Personal information
- Full name: Bayleigh Bentley-Hape
- Born: 8 March 2000 (age 26) Kawakawa, New Zealand
- Height: 188 cm (6 ft 2 in)
- Weight: 90 kg (14 st 2 lb)

Playing information
- Position: Wing, Centre
Club
| Years | Team | Pld | T | G | FG | P |
| 2025– | South Sydney | 10 | 4 | 5 | 0 | 26 |
- Source: As of 3 September 2026

= Bayleigh Bentley-Hape =

New Zealand rugby league footballer

Bayleigh Bentley-Hape (born 8 March 2000) is a New Zealand professional rugby league footballer who plays as a er or for the South Sydney Rabbitohs in the National Rugby League.

==Early life==
Bentley‑Hape was born in Kawakawa, New Zealand and played junior rugby league for the Moerewa Tigers.

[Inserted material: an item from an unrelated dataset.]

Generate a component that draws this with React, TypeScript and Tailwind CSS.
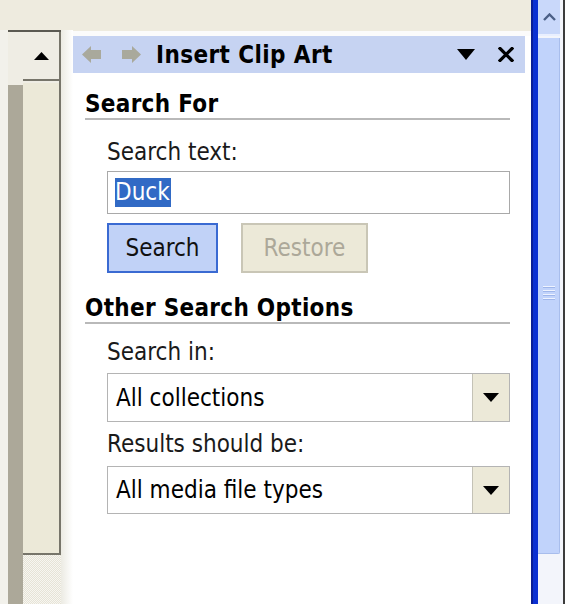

He was signed by the Sydney Roosters as a youth and progressed through their Harold Matthews, SG Ball, and Jersey Flegg systems between 2016 and 2021. After returning to New Zealand due to COVID-19 disruptions, he joined the Rabbitohs, debuting in the NSW Cup in mid-2023.

==Playing career==
===NSW Cup===
Bentley‑Hape featured in 2 NSW Cup matches in 2023, then became a regular in 2024 with 20 appearances, scoring 5 tries. In early 2025, he played 2 NSW Cup matches, scoring twice and successfully kicking goals.

===NRL debut and 2025 season===
Bentley‑Hape made his first grade debut in round 2 of the 2025 NRL season on 15 March, playing on the wing in South Sydney's 25–24 victory over St. George Illawarra. He ran for 91 metres on 13 carries. He has made six appearances for South Sydney in 2025, scoring one try.